Santa, portrayed by Dan Kemmis, laughs as he talks to Kristin Laidre as she walks her dog, Scooby, a Bassett Hound mix, as he sits inside a protective bubble in Seattle's Greenwood neighborhood on Dec. 8, 2020.(AP)
Santa, portrayed by Dan Kemmis, laughs as he talks to Kristin Laidre as she walks her dog, Scooby, a Bassett Hound mix, as he sits inside a protective bubble in Seattle's Greenwood neighborhood on Dec. 8, 2020.(AP)

In Dispatch 231 (on Wednesday), I bemoaned the fact that India does not sequence enough viral genomes. After all, the UK discovery was the result of one of the world’s largest and most comprehensive viral genome sequencing efforts (Covid-19 Genomics UK; I wrote about it in Dispatch 230). But India isn’t the only laggard. The world may have seen over 70 million cases of the coronavirus disease but only around 275,000 of the cases have been genetically sequenced (according to sequencing data available publicly). Of this, the UK alone accounts for around 125,000. Since December 1, for instance, according to the New York Times, the UK has sequenced 3,700 viral genomes, and the US “fewer than 40”. According to a note on the new variant put out by the US Centers for Disease Control and Prevention, the US has sequenced the viral genome in “about 51,000 of the 17 million” cases.

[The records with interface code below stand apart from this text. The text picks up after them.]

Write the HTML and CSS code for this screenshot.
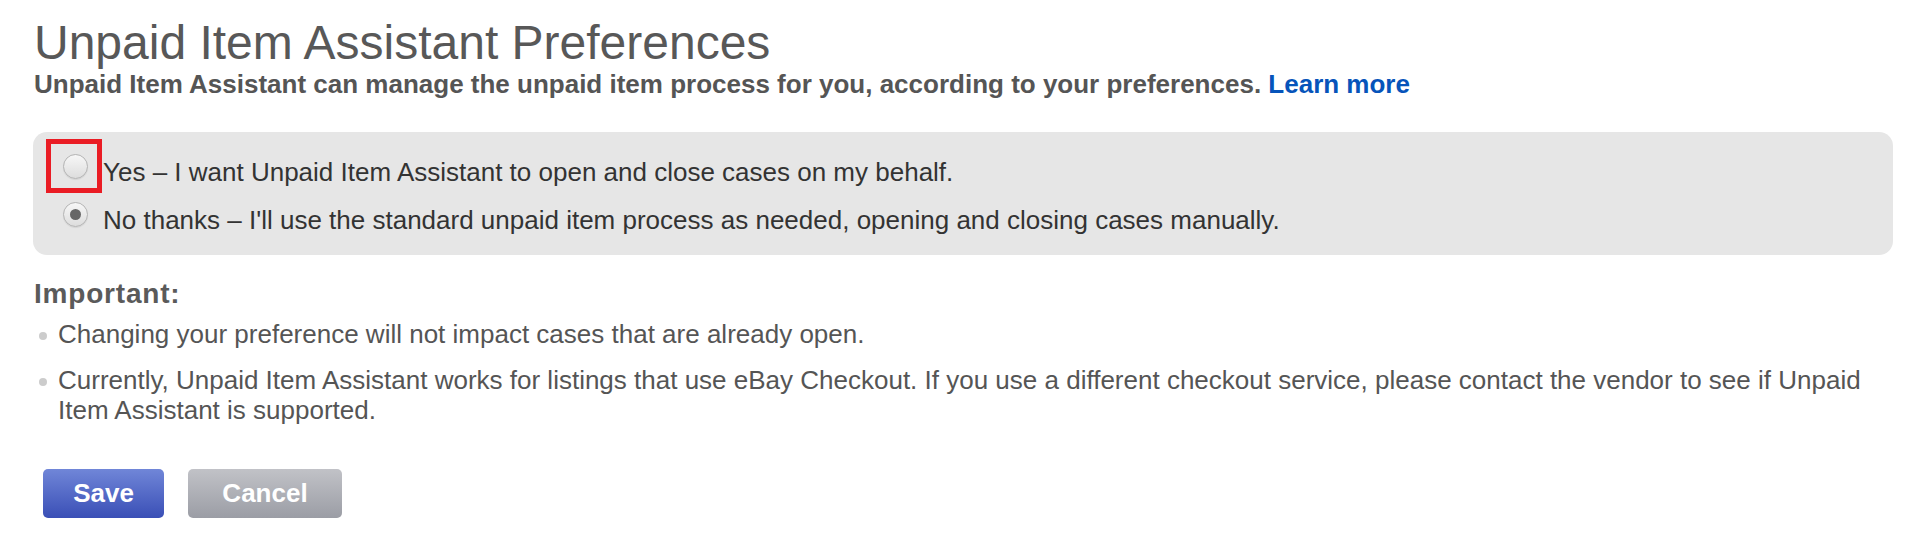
FILE: index.html
```html
<!DOCTYPE html>
<html lang="en">
<head>
<meta charset="utf-8">
<title>Unpaid Item Assistant Preferences</title>
<link rel="stylesheet" href="styles.css">
</head>
<body>
<main class="page">
  <header class="page-head">
    <h1 class="title">Unpaid Item Assistant Preferences</h1>
    <p class="subtitle">Unpaid Item Assistant can manage the unpaid item process for you, according to your preferences. <a class="link" href="#">Learn more</a></p>
  </header>

  <form class="prefs">
    <fieldset class="choice-box">
      <label class="choice choice-first">
        <span class="radio-cell highlight"><input class="radio" type="radio" name="uia" value="yes"></span>
        <span class="choice-text">Yes – I want Unpaid Item Assistant to open and close cases on my behalf.</span>
      </label>
      <label class="choice choice-second">
        <span class="radio-cell"><input class="radio" type="radio" name="uia" value="no" checked></span>
        <span class="choice-text">No thanks – I'll use the standard unpaid item process as needed, opening and closing cases manually.</span>
      </label>
    </fieldset>

    <section class="notes">
      <h2 class="notes-title">Important:</h2>
      <ul class="notes-list">
        <li>Changing your preference will not impact cases that are already open.</li>
        <li>Currently, Unpaid Item Assistant works for listings that use eBay Checkout. If you use a different checkout service, please contact the vendor to see if Unpaid Item Assistant is supported.</li>
      </ul>
    </section>

    <div class="actions">
      <button type="button" class="btn btn-primary">Save</button>
      <button type="button" class="btn btn-secondary">Cancel</button>
    </div>
  </form>
</main>
</body>
</html>
```

FILE: styles.css
```css
* { box-sizing: border-box; }

html, body {
  margin: 0;
  padding: 0;
  background: #ffffff;
}

body {
  font-family: "Liberation Sans", Arial, Helvetica, sans-serif;
  color: #555555;
}

.page {
  width: 1893px;
  padding: 17px 0 0 34px;
}

.title {
  margin: 0;
  font-size: 48px;
  font-weight: normal;
  line-height: 52px;
  color: #585858;
}

.subtitle {
  margin: 0;
  font-size: 26px;
  font-weight: bold;
  line-height: 30px;
  color: #555555;
}

.link {
  color: #0654ba;
  text-decoration: none;
}

.prefs {
  margin: 0;
}

.choice-box {
  margin: 33px 0 0 -1px;
  padding: 7px 0 20px 13px;
  border: 0;
  border-radius: 14px;
  background: #e6e6e6;
  display: flex;
  flex-direction: column;
  min-width: 0;
}

.choice {
  display: flex;
  align-items: center;
  font-size: 26px;
  line-height: 30px;
  color: #333333;
  cursor: pointer;
}

.choice-first {
  height: 54px;
}

.choice-second {
  height: 42px;
}

.radio-cell {
  width: 56px;
  height: 54px;
  display: flex;
  align-items: center;
  justify-content: center;
  flex: none;
}

.radio-cell.highlight {
  border: 5px solid #ea1c24;
}

.radio {
  appearance: none;
  -webkit-appearance: none;
  width: 25px;
  height: 25px;
  margin: 0 0 0 3px;
  border-radius: 50%;
  border: 1px solid #b4b4b4;
  background: linear-gradient(#f7f7f7, #dddddd);
  box-shadow: 0 1px 1px rgba(0, 0, 0, 0.08);
  position: relative;
  cursor: pointer;
}

.radio:checked::after {
  content: "";
  position: absolute;
  left: 50%;
  top: 50%;
  width: 11px;
  height: 11px;
  margin: -5.5px 0 0 -5.5px;
  border-radius: 50%;
  background: #666666;
}

.choice-text {
  padding: 11px 0 0 1px;
}

.notes {
  margin-top: 24px;
}

.notes-title {
  margin: 0;
  font-size: 28px;
  font-weight: bold;
  line-height: 30px;
  letter-spacing: 0.8px;
  color: #5a5a5a;
}

.notes-list {
  list-style: none;
  margin: 10px 0 0;
  padding: 0 0 0 24px;
  font-size: 26px;
  line-height: 30px;
  color: #555555;
}

.notes-list li {
  position: relative;
}

.notes-list li + li {
  margin-top: 16px;
}

.notes-list li::before {
  content: "";
  position: absolute;
  left: -19px;
  top: 13px;
  width: 8px;
  height: 8px;
  border-radius: 50%;
  background: #cccccc;
}

.actions {
  display: flex;
  gap: 24px;
  margin: 44px 0 0 9px;
}

.btn {
  height: 49px;
  border: 0;
  border-radius: 5px;
  font-family: "Liberation Sans", Arial, Helvetica, sans-serif;
  font-size: 26px;
  font-weight: bold;
  color: #ffffff;
  cursor: pointer;
  padding: 0;
}

.btn-primary {
  width: 121px;
  background: linear-gradient(#7086d8, #3a4fb6);
}

.btn-secondary {
  width: 154px;
  background: linear-gradient(#c1c2c7, #9b9da5);
}
```
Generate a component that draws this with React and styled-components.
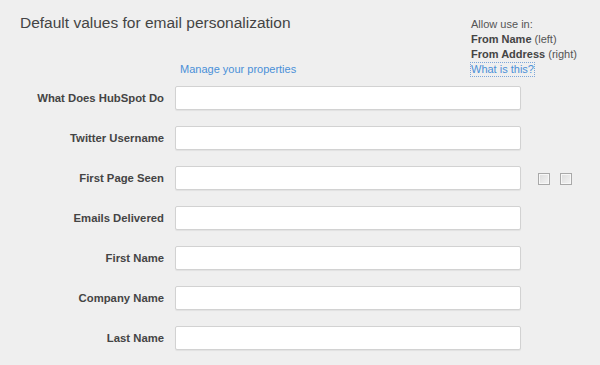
import React from "react";
import styled, { createGlobalStyle } from "styled-components";

const Global = createGlobalStyle`
  html, body { margin: 0; padding: 0; background: #efefef; }
  body { font-family: "Liberation Sans", Arial, sans-serif; color: #444; }
`;

const Page = styled.div`
  width: 600px;
  height: 365px;
  overflow: hidden;
  background: #efefef;
`;

const Top = styled.div`
  display: grid;
  grid-template-columns: 471px 1fr;
  padding-top: 13px;
  margin-bottom: 9px;
`;

const LeftHead = styled.div`
  display: flex;
  flex-direction: column;
  justify-content: space-between;
`;

const Title = styled.h1`
  margin: 0 0 0 20px;
  font-size: 15.5px;
  line-height: 20px;
  font-weight: normal;
  color: #444;
`;

const Link = styled.a`
  color: #4a8fd8;
  font-size: 11px;
  line-height: 15px;
  text-decoration: none;
  cursor: pointer;
  ${(p) => (p.$dotted ? "outline: 1px dotted #7da7d9; outline-offset: -1px; padding: 0 1px; margin-left: -1px;" : "")}
`;

const ManageLink = styled(Link)`
  margin-left: 180px;
  align-self: flex-start;
`;

const Info = styled.div`
  padding-top: 4px;
  font-size: 11px;
  line-height: 15px;
  color: #555;
  display: flex;
  flex-direction: column;
  align-items: flex-start;
`;

const Strong = styled.b`
  color: #444;
`;

const Form = styled.div`
  display: flex;
  flex-direction: column;
  gap: 16px;
`;

const Row = styled.div`
  display: grid;
  grid-template-columns: 164px 346px auto;
  column-gap: 11px;
  align-items: center;
  height: 24px;
`;

const Label = styled.label`
  text-align: right;
  font-size: 11.3px;
  font-weight: bold;
  color: #444;
  white-space: nowrap;
`;

const Field = styled.input`
  box-sizing: border-box;
  width: 346px;
  height: 24px;
  margin: 0;
  border: 1px solid #d2d2d2;
  border-radius: 2px;
  background: #fff;
  box-shadow: 0 1px 1px rgba(0, 0, 0, 0.06);
  outline: none;
`;

const Checks = styled.div`
  display: flex;
  gap: 10px;
  padding-left: 6px;
  padding-top: 2px;
`;

const Check = styled.input.attrs({ type: "checkbox" })`
  appearance: none;
  -webkit-appearance: none;
  margin: 0;
  width: 12px;
  height: 12px;
  box-sizing: border-box;
  border: 1px solid #a9a9a9;
  background: linear-gradient(135deg, #dcdcdc 0%, #f4f4f4 100%);
  box-shadow: inset 0 0 0 1px #f7f7f7;
`;

const fields = [
  { label: "What Does HubSpot Do" },
  { label: "Twitter Username" },
  { label: "First Page Seen", checks: true },
  { label: "Emails Delivered" },
  { label: "First Name" },
  { label: "Company Name" },
  { label: "Last Name" },
];

export default function App() {
  return (
    <Page>
      <Global />
      <Top>
        <LeftHead>
          <Title>Default values for email personalization</Title>
          <ManageLink>Manage your properties</ManageLink>
        </LeftHead>
        <Info>
          <span>Allow use in:</span>
          <span>
            <Strong>From Name</Strong> (left)
          </span>
          <span>
            <Strong>From Address</Strong> (right)
          </span>
          <Link $dotted>What is this?</Link>
        </Info>
      </Top>
      <Form>
        {fields.map((f) => (
          <Row key={f.label}>
            <Label>{f.label}</Label>
            <Field type="text" />
            {f.checks ? (
              <Checks>
                <Check />
                <Check />
              </Checks>
            ) : (
              <span />
            )}
          </Row>
        ))}
      </Form>
    </Page>
  );
}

India hasn’t put out in the public domain details of the number of viral genomes it has sequenced from Covid patients, but this writer learns that this number is just around a few thousand, and also that the number of cases sequenced since October is next to nothing. And while the one kind of RT-PCR test that serves as an easy proxy to identify the mutant strain (as compared to more complex and time-consuming genome sequencing; Dispatch 231 explained how this particular RT-PCR test helped) is approved for use in India, it costs more than other molecular tests, and the cap on test pricing has meant that almost no laboratory here uses it.

Partly over concern about the new strain, and partly to prevent large-scale celebrations and partying of the sort seen around this time of the year, many Indian states have imposed a night curfew, which is a very good move because the Sars-CoV-2 virus has clearly defined working hours. Other states have restricted some activities, but allowed others to continue – also an equally good move because the virus is selective about whom it targets and where it attacks. In truth, there’s as much risk of the farm protest outside Delhi becoming a superspreader event as there is of political rallies in West Bengal.

So, what should India do?

For one, it should assume that the new strain is already here and tighten social distancing protocols, enforce the wearing of masks, and completely ban public gatherings for the next few weeks – irrespective of whether these are religious, cultural, or political in nature. It should also tighten screening in airports (the instant it did so on Monday, only for travellers from the UK, it uncovered a handful of cases). For another, it should simply do what the US plans to. The US recently announced a surveillance programme (details of this are also in the CDC note) that will sequence 10 samples from each state every two weeks to check for the new variant. The Indian Council of Medical Research should, on a war footing, sequence viral genomes from every district that has new cases – and do this at a regular frequency, say, every week. It wouldn’t need to sequence too many from each district – a sample of even five or six would do.

Sars-CoV-2 VOC 202012/01, as the variant has been named (some are also calling it B.1.1.7 because the alternative is a mouthful), is probably already here (the CDC note admits that “given the small fraction of US infections that have been sequenced, the variant could already be in the US without having been detected”, and the same applies to India). It is time to accept that and move on to doing what needs doing.